Much of what is new in this volume is attributable to the expertise and dedication of the editors of the individual texts within it, and I am grateful to them all for the exacting work of editing and the background knowledge that they have brought to the task. In many cases new research has underpinned their work, whether in terms of a fresh examination of the manuscript sources, new knowledge about the textual and literary background of the poetry, and/or the preparation of a new English translation of the poems or stanzas.
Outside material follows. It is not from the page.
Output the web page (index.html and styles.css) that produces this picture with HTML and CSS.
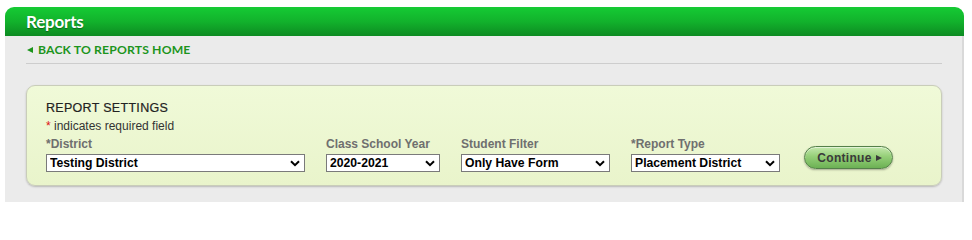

The quality of the editions in Volume VIII depends in the first instance on the work of the eleven Contributing Editors, but is also very much dependent on the contributions made by the General Editors in the process of Quality Control for each edition. Without their knowledge and expertise I could not have produced this volume and I am deeply grateful to them for the time and effort they have spent on it. I would like to thank especially Kari Ellen Gade, Edith Marold and Diana Whaley for saving me from many an egregious error.

Thanks are also due to Hannah Burrows, the Bibliography editor, for all her painstaking checking of the references in this edition and for her advice on how to present some of them, and to Tarrin Wills for assistance and advice about everything related to the database and for producing the final versions of Volume VIII for export to Brepols. I would also like to thank Guy Carney, our consultant editor at Brepols, for his patience and sound advice at all stages of preparation of this and other volumes in the SkP series.

Helen Appleton, currently of Balliol College Oxford, is someone without whose assistance this volume could not have been produced. I employed Helen with funds provided from a Discovery Research Grant awarded to me by the Australian Research Council between 2013-16 to enter all the editions in this volume into the skaldic database. She has done so with great skill and accuracy and put up with my many interventions and alterations to the editions. Her expertise and intuitive understanding of how the database works have been remarkable and I thank her very much. I must also express my gratitude to the Australian Research Council for awarding me the grant that allowed me to employ Helen.

Thanks are also due to other bodies or to individuals: Russell Poole is grateful to the Social Sciences and Humanities Council of Canada (SSHRC) and Western University Canada for research funding enabling him to prepare his editions of Merlínusspá I and II; the volume editor would also like to thank Anders Andrén for advice and information on archaeological questions and the Kungliga bibliotek, Stockholm, for permission to reproduce in the edition of Þjalar-Jóns saga an image of a wolf-like creature biting a man’s arm from the lower margin of fol. 121v of Holm perg 6 4°.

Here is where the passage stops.